Michael Barbieri and Theo Taplitz in Ira Sachs’s Little Men: ‘immaculately observed’
Michael Barbieri and Theo Taplitz in Ira Sachs’s Little Men: ‘immaculately observed’. Photograph: Altitude Film

Alternatively, if you’re in the mood for quiet tenderness with a shade less cuteness, head over to Netflix, where Ira Sachs’s gorgeous teenage friendship study Little Men has skipped DVD to land on the streaming service, just in time to soothe some New Year’s Day hangovers. Exquisitely observed and immaculately cast, the film has an innate, unforced understanding of male adolescent breakability and bravado, embodied in the chalk-and-cheese pairing of withdrawn Jake (Theo Taplitz) and bolshy Tony (Michael Barbieri), who forge a deep bond as their parents fight a cross-class battle over Brooklyn property inheritance.

The unhappy practicalities of the adults’ world is presented in stark contrast to the boys’ purer, sweeter search for their own identities. Sachs hints oh so subtly at the crises they might eventually face, without preserving their innocence in amber. Though the adult players are uniformly terrific, notably Chilean actress Paulina Garcia as Tony’s hard-up seamstress mum, it’s Taplitz’s aching vulnerability and Barbieri’s eccentric swagger that stick.

‘Stomach-churning brio’: Nicolas Cage and Willem Dafoe in Dog Eat Dog
‘Stomach-churning brio’: Nicolas Cage and Willem Dafoe in Dog Eat Dog. Photograph: Allstar/Signature Entertainment

As nasty and nihilistic as Sachs’s film is generous and humane, Paul Schrader’s Dog Eat Dog (Signature, 18) at least finds the veteran chronicler of society’s seamier underside – an awfully long way from the insights of Taxi Driver – attacking lurid genre terrain with stomach-churning brio. You can’t accuse the film’s neon-nightmare atmospherics of being half-hearted. The film’s hunger to shock, coming straight out of the gate with a grisly, drugged-up double murder, is so all-consuming that its sleazily tangled yarn, involving Nicolas Cage and a bug-eyed Willem Dafoe ineptly kidnapping an infant, seems an afterthought. Perhaps London Town (High Fliers, 15) could borrow some of its surplus bad attitude: Derrick Borte’s peculiar musical semi-biopic welds a would-be gritty portrait of the Clash to a sentimental coming-of-age narrative to awkward effect.
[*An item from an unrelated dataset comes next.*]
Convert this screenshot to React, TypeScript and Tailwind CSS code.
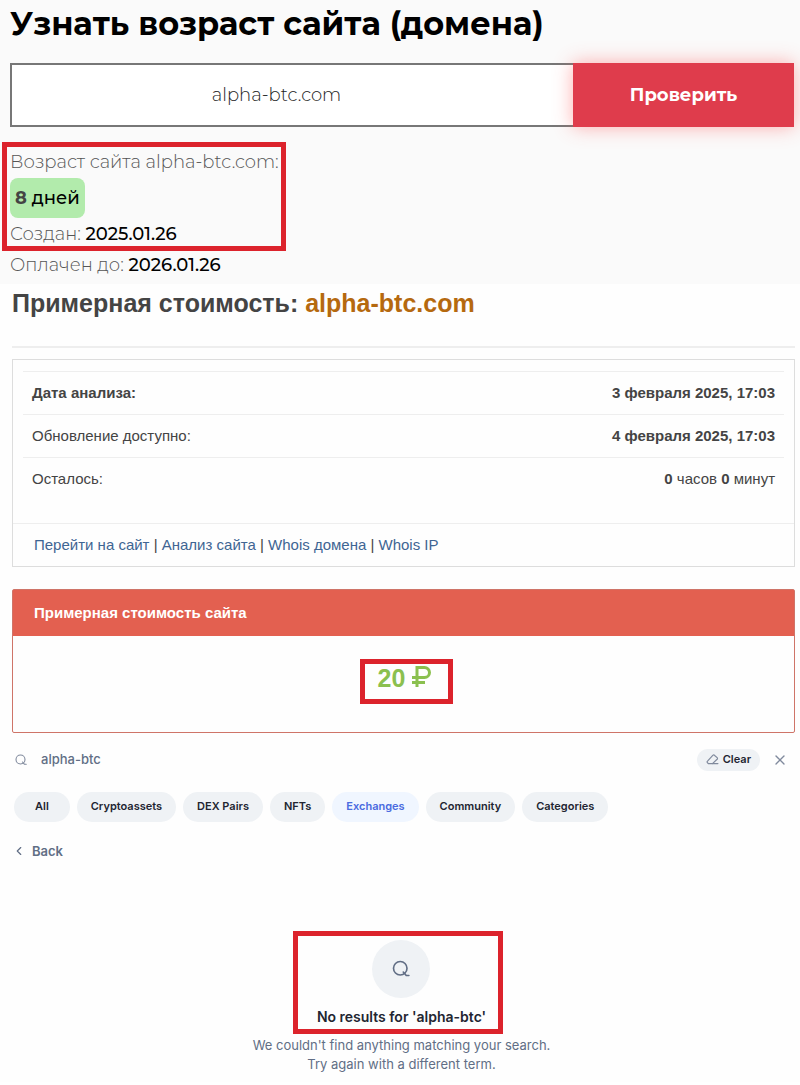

The rerelease of the week is a cracker. As taut and terse today as it must have seemed in 1953, Carol Reed’s chiaroscuro espionage thriller The Man Between (Studiocanal, U) tends to get filed away in The Third Man’s shadow, but deserves its own platform. Anchored by a typically suave, opaque James Mason, this morally complex tale of a former Nazi caught up, along with prim, innocent Claire Bloom, in a border-blurring Soviet-German abduction plot startles even today with the tougher twists of its melodrama.